• _EXERCISE DETAILS_
Reproduce all the lines exactly as they stand, apart from the pictures.

• _SOURCE EXCERPT_
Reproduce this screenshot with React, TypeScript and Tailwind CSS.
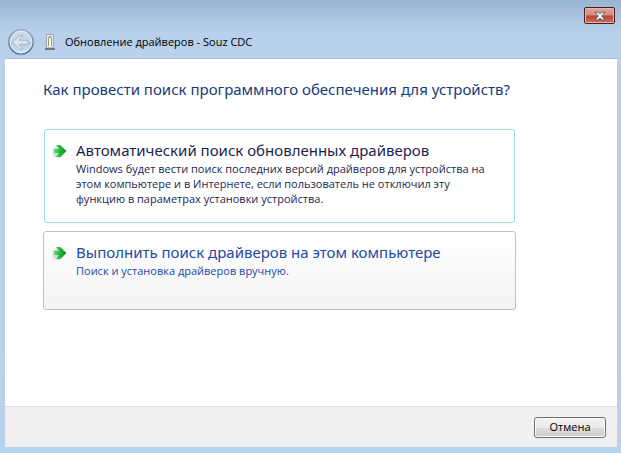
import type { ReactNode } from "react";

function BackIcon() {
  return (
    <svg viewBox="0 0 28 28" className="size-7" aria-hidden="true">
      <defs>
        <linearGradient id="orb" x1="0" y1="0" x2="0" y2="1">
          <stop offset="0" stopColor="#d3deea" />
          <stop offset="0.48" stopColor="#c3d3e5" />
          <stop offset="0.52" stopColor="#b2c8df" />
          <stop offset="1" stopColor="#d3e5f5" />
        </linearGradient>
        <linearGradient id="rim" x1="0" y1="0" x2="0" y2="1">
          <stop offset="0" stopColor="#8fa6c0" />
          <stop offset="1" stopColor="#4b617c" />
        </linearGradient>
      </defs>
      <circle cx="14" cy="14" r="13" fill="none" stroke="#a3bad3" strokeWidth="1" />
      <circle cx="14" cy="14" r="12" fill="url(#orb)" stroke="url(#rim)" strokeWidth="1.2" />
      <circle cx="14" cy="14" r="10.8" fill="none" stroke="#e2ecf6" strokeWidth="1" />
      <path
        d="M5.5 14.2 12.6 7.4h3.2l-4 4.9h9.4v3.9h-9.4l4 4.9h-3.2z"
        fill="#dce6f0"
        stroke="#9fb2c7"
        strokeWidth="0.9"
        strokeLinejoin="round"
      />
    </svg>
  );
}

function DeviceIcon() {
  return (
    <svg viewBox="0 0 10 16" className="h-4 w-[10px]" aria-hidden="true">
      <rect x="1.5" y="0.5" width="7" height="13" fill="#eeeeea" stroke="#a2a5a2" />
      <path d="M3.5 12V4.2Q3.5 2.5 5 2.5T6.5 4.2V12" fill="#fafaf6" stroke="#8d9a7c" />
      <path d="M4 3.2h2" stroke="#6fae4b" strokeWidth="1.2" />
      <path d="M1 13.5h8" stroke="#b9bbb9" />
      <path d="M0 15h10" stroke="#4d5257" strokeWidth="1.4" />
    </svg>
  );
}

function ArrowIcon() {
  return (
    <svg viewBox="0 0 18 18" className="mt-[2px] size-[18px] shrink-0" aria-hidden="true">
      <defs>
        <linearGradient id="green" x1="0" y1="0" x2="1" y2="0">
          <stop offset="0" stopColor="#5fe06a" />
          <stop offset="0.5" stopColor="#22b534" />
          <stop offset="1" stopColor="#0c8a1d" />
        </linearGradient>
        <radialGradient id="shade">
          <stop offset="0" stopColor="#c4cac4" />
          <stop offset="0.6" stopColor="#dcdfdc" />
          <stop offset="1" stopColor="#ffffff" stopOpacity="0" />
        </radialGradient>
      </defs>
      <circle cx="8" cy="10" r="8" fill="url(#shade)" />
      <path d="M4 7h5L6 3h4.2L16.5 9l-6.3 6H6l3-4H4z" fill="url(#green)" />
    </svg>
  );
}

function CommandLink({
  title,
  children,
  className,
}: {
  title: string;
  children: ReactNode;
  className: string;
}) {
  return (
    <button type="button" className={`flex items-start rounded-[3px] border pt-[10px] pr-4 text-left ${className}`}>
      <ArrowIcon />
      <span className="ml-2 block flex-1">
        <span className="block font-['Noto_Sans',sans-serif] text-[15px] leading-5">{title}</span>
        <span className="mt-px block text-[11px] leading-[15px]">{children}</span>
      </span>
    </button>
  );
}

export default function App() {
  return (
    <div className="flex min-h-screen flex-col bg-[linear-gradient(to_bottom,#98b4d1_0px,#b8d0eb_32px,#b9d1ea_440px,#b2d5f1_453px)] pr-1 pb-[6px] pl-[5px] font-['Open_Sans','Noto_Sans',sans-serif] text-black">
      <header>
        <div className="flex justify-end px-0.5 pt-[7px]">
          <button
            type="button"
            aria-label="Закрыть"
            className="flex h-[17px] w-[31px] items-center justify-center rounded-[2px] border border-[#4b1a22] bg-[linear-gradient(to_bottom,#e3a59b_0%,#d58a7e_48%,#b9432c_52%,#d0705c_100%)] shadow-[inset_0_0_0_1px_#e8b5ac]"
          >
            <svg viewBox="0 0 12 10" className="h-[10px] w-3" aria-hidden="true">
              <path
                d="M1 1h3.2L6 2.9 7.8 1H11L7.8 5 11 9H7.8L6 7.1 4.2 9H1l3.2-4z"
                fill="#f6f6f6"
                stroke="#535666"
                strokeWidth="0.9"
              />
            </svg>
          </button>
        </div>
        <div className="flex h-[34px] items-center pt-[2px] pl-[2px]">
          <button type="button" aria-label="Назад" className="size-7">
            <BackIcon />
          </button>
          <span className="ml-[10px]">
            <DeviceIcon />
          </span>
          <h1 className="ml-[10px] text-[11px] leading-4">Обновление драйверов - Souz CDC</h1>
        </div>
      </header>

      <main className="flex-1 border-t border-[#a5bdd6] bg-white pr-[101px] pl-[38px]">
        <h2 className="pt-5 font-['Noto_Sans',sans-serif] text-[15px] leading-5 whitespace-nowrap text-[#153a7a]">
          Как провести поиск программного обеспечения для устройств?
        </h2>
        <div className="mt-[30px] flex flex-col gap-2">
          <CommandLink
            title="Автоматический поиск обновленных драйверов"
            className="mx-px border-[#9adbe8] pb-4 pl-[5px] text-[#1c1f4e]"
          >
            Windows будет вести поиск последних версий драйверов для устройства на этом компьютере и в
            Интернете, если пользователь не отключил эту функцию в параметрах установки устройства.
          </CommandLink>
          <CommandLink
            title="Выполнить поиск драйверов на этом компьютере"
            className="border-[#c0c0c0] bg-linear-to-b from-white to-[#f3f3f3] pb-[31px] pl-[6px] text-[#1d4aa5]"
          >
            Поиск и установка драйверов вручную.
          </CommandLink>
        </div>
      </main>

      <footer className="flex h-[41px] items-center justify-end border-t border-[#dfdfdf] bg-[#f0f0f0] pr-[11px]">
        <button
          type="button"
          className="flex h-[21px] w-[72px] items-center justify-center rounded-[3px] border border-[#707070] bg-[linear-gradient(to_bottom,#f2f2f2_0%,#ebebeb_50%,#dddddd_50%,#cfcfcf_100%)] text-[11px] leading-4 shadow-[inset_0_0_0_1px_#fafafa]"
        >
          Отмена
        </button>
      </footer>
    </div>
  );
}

• _SOLUTION TO THE PROBLEM_
Reproduce this screenshot with React, TypeScript and Tailwind CSS.
import type { ReactNode } from "react";

function BackIcon() {
  return (
    <svg viewBox="0 0 28 28" className="size-7" aria-hidden="true">
      <defs>
        <linearGradient id="orb" x1="0" y1="0" x2="0" y2="1">
          <stop offset="0" stopColor="#d3deea" />
          <stop offset="0.48" stopColor="#c3d3e5" />
          <stop offset="0.52" stopColor="#b2c8df" />
          <stop offset="1" stopColor="#d3e5f5" />
        </linearGradient>
        <linearGradient id="rim" x1="0" y1="0" x2="0" y2="1">
          <stop offset="0" stopColor="#8fa6c0" />
          <stop offset="1" stopColor="#4b617c" />
        </linearGradient>
      </defs>
      <circle cx="14" cy="14" r="13" fill="none" stroke="#a3bad3" strokeWidth="1" />
      <circle cx="14" cy="14" r="12" fill="url(#orb)" stroke="url(#rim)" strokeWidth="1.2" />
      <circle cx="14" cy="14" r="10.8" fill="none" stroke="#e2ecf6" strokeWidth="1" />
      <path
        d="M5.5 14.2 12.6 7.4h3.2l-4 4.9h9.4v3.9h-9.4l4 4.9h-3.2z"
        fill="#dce6f0"
        stroke="#9fb2c7"
        strokeWidth="0.9"
        strokeLinejoin="round"
      />
    </svg>
  );
}

function DeviceIcon() {
  return (
    <svg viewBox="0 0 10 16" className="h-4 w-[10px]" aria-hidden="true">
      <rect x="1.5" y="0.5" width="7" height="13" fill="#eeeeea" stroke="#a2a5a2" />
      <path d="M3.5 12V4.2Q3.5 2.5 5 2.5T6.5 4.2V12" fill="#fafaf6" stroke="#8d9a7c" />
      <path d="M4 3.2h2" stroke="#6fae4b" strokeWidth="1.2" />
      <path d="M1 13.5h8" stroke="#b9bbb9" />
      <path d="M0 15h10" stroke="#4d5257" strokeWidth="1.4" />
    </svg>
  );
}

function ArrowIcon() {
  return (
    <svg viewBox="0 0 18 18" className="mt-[2px] size-[18px] shrink-0" aria-hidden="true">
      <defs>
        <linearGradient id="green" x1="0" y1="0" x2="1" y2="0">
          <stop offset="0" stopColor="#5fe06a" />
          <stop offset="0.5" stopColor="#22b534" />
          <stop offset="1" stopColor="#0c8a1d" />
        </linearGradient>
        <radialGradient id="shade">
          <stop offset="0" stopColor="#c4cac4" />
          <stop offset="0.6" stopColor="#dcdfdc" />
          <stop offset="1" stopColor="#ffffff" stopOpacity="0" />
        </radialGradient>
      </defs>
      <circle cx="8" cy="10" r="8" fill="url(#shade)" />
      <path d="M4 7h5L6 3h4.2L16.5 9l-6.3 6H6l3-4H4z" fill="url(#green)" />
    </svg>
  );
}

function CommandLink({
  title,
  children,
  className,
}: {
  title: string;
  children: ReactNode;
  className: string;
}) {
  return (
    <button type="button" className={`flex items-start rounded-[3px] border pt-[10px] pr-4 text-left ${className}`}>
      <ArrowIcon />
      <span className="ml-2 block flex-1">
        <span className="block font-['Noto_Sans',sans-serif] text-[15px] leading-5">{title}</span>
        <span className="mt-px block text-[11px] leading-[15px]">{children}</span>
      </span>
    </button>
  );
}

export default function App() {
  return (
    <div className="flex min-h-screen flex-col bg-[linear-gradient(to_bottom,#98b4d1_0px,#b8d0eb_32px,#b9d1ea_440px,#b2d5f1_453px)] pr-1 pb-[6px] pl-[5px] font-['Open_Sans','Noto_Sans',sans-serif] text-black">
      <header>
        <div className="flex justify-end px-0.5 pt-[7px]">
          <button
            type="button"
            aria-label="Закрыть"
            className="flex h-[17px] w-[31px] items-center justify-center rounded-[2px] border border-[#4b1a22] bg-[linear-gradient(to_bottom,#e3a59b_0%,#d58a7e_48%,#b9432c_52%,#d0705c_100%)] shadow-[inset_0_0_0_1px_#e8b5ac]"
          >
            <svg viewBox="0 0 12 10" className="h-[10px] w-3" aria-hidden="true">
              <path
                d="M1 1h3.2L6 2.9 7.8 1H11L7.8 5 11 9H7.8L6 7.1 4.2 9H1l3.2-4z"
                fill="#f6f6f6"
                stroke="#535666"
                strokeWidth="0.9"
              />
            </svg>
          </button>
        </div>
        <div className="flex h-[34px] items-center pt-[2px] pl-[2px]">
          <button type="button" aria-label="Назад" className="size-7">
            <BackIcon />
          </button>
          <span className="ml-[10px]">
            <DeviceIcon />
          </span>
          <h1 className="ml-[10px] text-[11px] leading-4">Обновление драйверов - Souz CDC</h1>
        </div>
      </header>

      <main className="flex-1 border-t border-[#a5bdd6] bg-white pr-[101px] pl-[38px]">
        <h2 className="pt-5 font-['Noto_Sans',sans-serif] text-[15px] leading-5 whitespace-nowrap text-[#153a7a]">
          Как провести поиск программного обеспечения для устройств?
        </h2>
        <div className="mt-[30px] flex flex-col gap-2">
          <CommandLink
            title="Автоматический поиск обновленных драйверов"
            className="mx-px border-[#9adbe8] pb-4 pl-[5px] text-[#1c1f4e]"
          >
            Windows будет вести поиск последних версий драйверов для устройства на этом компьютере и в
            Интернете, если пользователь не отключил эту функцию в параметрах установки устройства.
          </CommandLink>
          <CommandLink
            title="Выполнить поиск драйверов на этом компьютере"
            className="border-[#c0c0c0] bg-linear-to-b from-white to-[#f3f3f3] pb-[31px] pl-[6px] text-[#1d4aa5]"
          >
            Поиск и установка драйверов вручную.
          </CommandLink>
        </div>
      </main>

      <footer className="flex h-[41px] items-center justify-end border-t border-[#dfdfdf] bg-[#f0f0f0] pr-[11px]">
        <button
          type="button"
          className="flex h-[21px] w-[72px] items-center justify-center rounded-[3px] border border-[#707070] bg-[linear-gradient(to_bottom,#f2f2f2_0%,#ebebeb_50%,#dddddd_50%,#cfcfcf_100%)] text-[11px] leading-4 shadow-[inset_0_0_0_1px_#fafafa]"
        >
          Отмена
        </button>
      </footer>
    </div>
  );
}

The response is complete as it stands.